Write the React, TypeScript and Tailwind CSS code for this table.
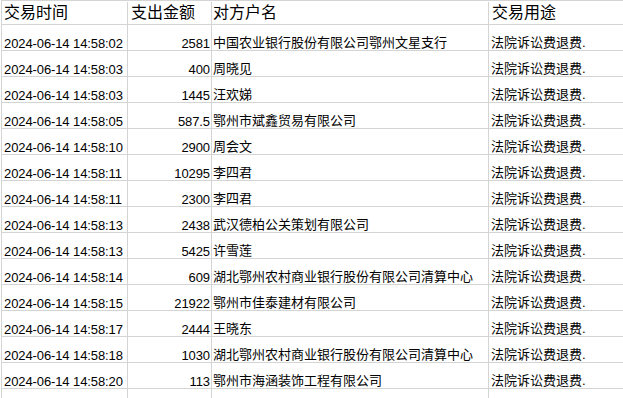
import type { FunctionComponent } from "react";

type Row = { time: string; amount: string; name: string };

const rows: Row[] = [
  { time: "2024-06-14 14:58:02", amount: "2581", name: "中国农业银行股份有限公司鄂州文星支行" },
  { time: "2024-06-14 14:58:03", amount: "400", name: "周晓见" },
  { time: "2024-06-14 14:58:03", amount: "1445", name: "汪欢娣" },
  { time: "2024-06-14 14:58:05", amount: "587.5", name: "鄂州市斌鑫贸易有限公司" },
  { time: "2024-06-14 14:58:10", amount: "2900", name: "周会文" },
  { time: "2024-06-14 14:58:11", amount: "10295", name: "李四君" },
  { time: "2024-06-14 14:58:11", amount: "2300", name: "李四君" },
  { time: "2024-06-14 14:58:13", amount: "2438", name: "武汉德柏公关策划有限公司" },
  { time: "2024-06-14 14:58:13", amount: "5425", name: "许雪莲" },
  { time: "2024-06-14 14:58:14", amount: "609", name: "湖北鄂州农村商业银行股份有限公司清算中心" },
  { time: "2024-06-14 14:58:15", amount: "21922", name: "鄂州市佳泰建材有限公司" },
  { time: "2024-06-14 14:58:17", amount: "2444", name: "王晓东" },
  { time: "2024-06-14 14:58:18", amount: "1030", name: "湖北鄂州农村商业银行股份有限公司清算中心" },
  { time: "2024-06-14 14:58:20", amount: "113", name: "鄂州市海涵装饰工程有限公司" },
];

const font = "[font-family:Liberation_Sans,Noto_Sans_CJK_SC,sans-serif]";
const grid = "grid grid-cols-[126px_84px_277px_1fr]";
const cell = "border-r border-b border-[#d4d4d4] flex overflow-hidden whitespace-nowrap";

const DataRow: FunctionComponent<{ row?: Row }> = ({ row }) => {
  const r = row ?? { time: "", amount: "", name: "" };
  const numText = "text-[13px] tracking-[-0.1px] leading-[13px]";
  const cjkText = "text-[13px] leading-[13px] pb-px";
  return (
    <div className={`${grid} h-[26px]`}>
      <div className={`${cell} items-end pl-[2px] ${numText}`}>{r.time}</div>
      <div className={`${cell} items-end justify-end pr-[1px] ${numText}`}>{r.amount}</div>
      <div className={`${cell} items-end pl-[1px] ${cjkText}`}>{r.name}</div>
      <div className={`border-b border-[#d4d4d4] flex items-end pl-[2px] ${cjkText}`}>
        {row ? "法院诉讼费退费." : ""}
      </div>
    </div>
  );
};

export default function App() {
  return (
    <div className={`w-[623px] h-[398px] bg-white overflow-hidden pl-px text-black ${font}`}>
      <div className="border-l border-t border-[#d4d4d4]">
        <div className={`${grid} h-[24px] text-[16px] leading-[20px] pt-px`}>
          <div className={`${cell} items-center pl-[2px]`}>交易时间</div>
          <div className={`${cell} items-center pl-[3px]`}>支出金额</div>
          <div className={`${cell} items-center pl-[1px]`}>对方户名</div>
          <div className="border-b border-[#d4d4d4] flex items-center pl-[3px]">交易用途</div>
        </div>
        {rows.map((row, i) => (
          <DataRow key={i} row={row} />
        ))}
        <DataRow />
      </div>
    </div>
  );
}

******************************

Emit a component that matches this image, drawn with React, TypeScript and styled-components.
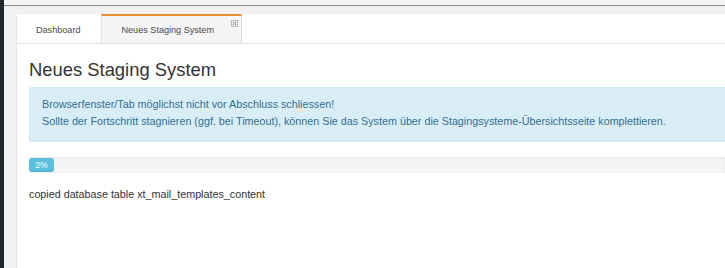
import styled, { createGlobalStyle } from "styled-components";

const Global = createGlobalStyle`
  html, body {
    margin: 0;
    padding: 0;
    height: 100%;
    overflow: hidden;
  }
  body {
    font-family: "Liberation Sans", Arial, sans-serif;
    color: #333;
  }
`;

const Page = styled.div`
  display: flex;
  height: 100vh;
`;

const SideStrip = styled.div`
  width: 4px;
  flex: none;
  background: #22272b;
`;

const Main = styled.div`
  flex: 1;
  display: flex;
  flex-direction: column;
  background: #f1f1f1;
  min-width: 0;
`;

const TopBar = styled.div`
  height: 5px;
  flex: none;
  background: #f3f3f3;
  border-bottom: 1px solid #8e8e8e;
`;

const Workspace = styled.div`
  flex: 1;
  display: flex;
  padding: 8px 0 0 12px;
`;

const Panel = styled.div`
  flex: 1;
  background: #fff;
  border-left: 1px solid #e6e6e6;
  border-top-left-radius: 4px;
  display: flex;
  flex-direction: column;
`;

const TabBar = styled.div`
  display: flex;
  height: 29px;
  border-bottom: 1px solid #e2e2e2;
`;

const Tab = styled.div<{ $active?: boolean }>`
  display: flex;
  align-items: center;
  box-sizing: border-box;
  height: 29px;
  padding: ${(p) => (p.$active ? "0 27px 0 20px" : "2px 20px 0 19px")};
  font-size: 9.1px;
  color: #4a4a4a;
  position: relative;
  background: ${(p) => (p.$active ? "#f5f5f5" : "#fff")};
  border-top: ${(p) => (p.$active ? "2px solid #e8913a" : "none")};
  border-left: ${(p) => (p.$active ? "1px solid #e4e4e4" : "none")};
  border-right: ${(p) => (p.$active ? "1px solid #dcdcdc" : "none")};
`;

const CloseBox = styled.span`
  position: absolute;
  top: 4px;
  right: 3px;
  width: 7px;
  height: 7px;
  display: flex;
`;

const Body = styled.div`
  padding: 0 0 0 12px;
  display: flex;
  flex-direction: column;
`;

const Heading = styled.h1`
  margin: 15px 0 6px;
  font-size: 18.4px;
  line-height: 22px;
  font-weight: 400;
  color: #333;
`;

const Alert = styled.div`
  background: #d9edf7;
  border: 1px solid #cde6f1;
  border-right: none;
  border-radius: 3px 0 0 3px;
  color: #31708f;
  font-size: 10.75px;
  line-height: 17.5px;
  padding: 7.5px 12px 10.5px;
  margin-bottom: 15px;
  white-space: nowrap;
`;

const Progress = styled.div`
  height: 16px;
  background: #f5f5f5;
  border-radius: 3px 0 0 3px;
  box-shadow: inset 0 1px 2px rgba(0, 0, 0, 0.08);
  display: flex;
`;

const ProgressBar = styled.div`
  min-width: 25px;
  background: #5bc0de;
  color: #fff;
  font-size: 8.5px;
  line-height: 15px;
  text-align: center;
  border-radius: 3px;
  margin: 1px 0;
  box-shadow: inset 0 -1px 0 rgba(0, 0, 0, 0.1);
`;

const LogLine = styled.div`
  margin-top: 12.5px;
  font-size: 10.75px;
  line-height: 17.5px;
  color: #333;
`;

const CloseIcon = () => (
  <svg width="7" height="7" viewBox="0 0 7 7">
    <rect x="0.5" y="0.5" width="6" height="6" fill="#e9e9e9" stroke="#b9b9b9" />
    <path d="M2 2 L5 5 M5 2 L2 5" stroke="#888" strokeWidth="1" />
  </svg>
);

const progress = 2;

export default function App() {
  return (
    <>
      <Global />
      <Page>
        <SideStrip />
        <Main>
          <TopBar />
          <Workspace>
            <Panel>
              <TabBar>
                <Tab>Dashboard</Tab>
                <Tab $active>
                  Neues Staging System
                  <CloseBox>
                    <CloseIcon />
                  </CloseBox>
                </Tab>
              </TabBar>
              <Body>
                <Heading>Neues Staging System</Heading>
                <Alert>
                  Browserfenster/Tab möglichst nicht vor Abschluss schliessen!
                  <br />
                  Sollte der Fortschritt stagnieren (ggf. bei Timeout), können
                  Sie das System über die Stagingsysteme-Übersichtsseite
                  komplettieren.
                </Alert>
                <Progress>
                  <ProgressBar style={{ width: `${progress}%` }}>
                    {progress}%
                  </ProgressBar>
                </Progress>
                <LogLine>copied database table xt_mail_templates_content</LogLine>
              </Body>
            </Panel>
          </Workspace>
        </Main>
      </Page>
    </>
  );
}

******************************

● Stated problem
Choose all lines containing the string "TypeScript" and copy them out.

● Finished exercise
Write the React, TypeScript and Tailwind CSS code for this table.
Emit a component that matches this image, drawn with React, TypeScript and styled-components.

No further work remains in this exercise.